How closely can we know the minds of others? In Aysegul Savas’s novel “White on White,” the narrator, an unnamed graduate student, moves to a European city to study the cathedrals in neighboring towns and plumb the medieval imagination. The narrator is researching depictions of Gothic nudes, an unusual topic, we’re told; the figures that decorate cathedrals and illuminate manuscripts are usually clothed, their garments rich with symbolism. But the lack of existing study is a draw. “I wanted to research an ambiguous topic,” the narrator says, “whose greatest challenge would be one of consciousness: to view the naked human form as medievals did.”

Through this academic interest, Savas sets up the novel’s key theme: the knotty business of imaginative sympathy, of discovering how other perspectives might intersect with — and come to influence — our own. “There was no clear course of study for entering another’s consciousness, historical or not,” the narrator muses. “This was as difficult a task as undoing one’s own mind, unraveling each layer of thought with all its prejudices and assumptions.”

The narrator finds lodging in an apartment owned by Pascal, a medieval studies professor, and Agnes, a painter, who live in a town some hours away. In contrast to the ambiguity of the narrator, whose appearance and gender are not mentioned in the text, Agnes is sharply defined: “tall and pleasingly thin,” “dressed in a crisp white shirt, opening up into an elegant ruffle on one side of her waist.” Her tenant is initially enamored with the charming, creative, put-together woman she appears to be, and soon, the two are cohabitating. Instead of joining her husband at their usual home, Agnes decides to stay in the apartment, where she also keeps a painting studio. There, she frequently engages the narrator in exchanges about art that turn into increasingly one-sided monologues detailing Agnes’s personal history.

Savas’s novel — her second, after “Walking on the Ceiling” — suggests that art reflects the spirit, that even without our knowledge, changes in the way we express ourselves mirror the condition of our souls.

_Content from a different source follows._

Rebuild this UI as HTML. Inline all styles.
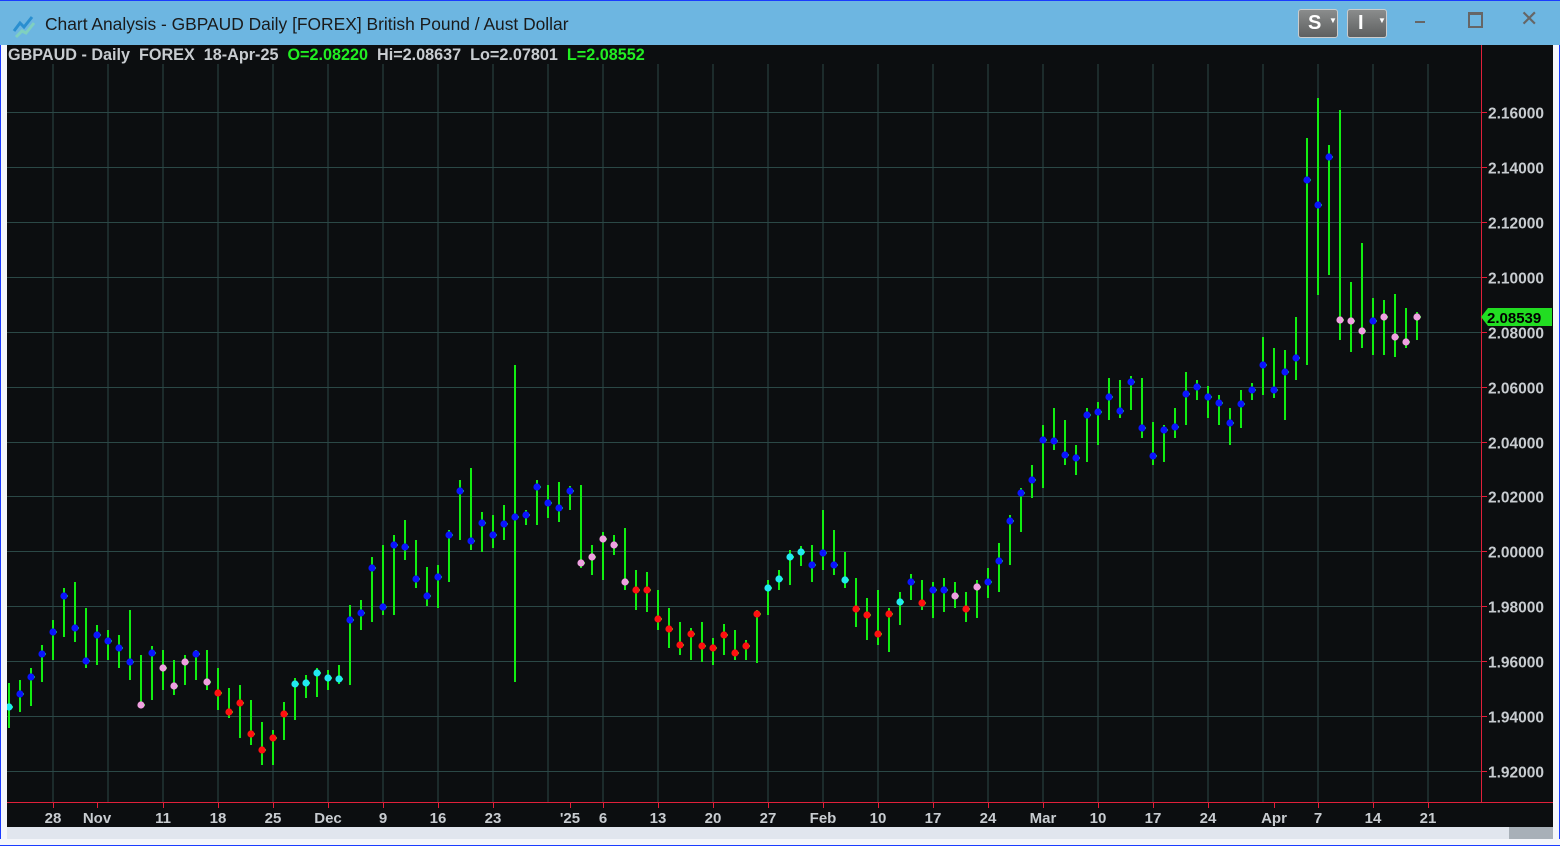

Agnes dismisses an early series, depictions of masks stiffly rendered with “formal restraint,” as an attempt to be painterly before she trusted her own taste, but finds drawings from her college years to be “honest and alive, entirely different from her controlled paintings.” The titular white-on-white painting arrives midway through the novel, revealing the artist on a precipice: shapes carved out by minute differences in hue and texture, a faint image with an aura of incompletion, appearing in “free fall.” Art is everywhere in this book. The name Agnes evokes the filmmaker Varda or the painter Martin, her work recalling the white paintings of Rauschenberg or Ryman. But no artists are named, and Savas refrains from making overt references.

In fact, the entire world of “White on White” is selectively outlined. What of it exists exists in crisp, clean prose. Like the narrator, the city is deliberately unnamed — it may be Paris, it may not. The geographic ambiguity floats the narrative out of place, and, in a similar fashion, scenes that might have physical presence — as when Agnes talks to the narrator while stretching a canvas with a staple gun — feel curiously bodiless, stripped down. But this intangibility merely points us to the real site of the novel: the deeply psychological conversations with Agnes. Savas sets all other characters’ speech in quotations, but the narrator’s dialogue remains unquoted. Meanwhile, the line between Agnes’s monologues, as reported by the narrator, and the narrator’s own speech and thoughts grows increasingly thin.

Over time, the narrator is drawn into Agnes’s mental world, in all of its turmoil, yet, with a strange coolness, resists providing the compassion and reassurance Agnes seems to so desperately seek. The results of this thwarted intimacy move the story inexorably toward a finale that, for a book so invested in visual art, feels surprisingly most like an act of literary revenge.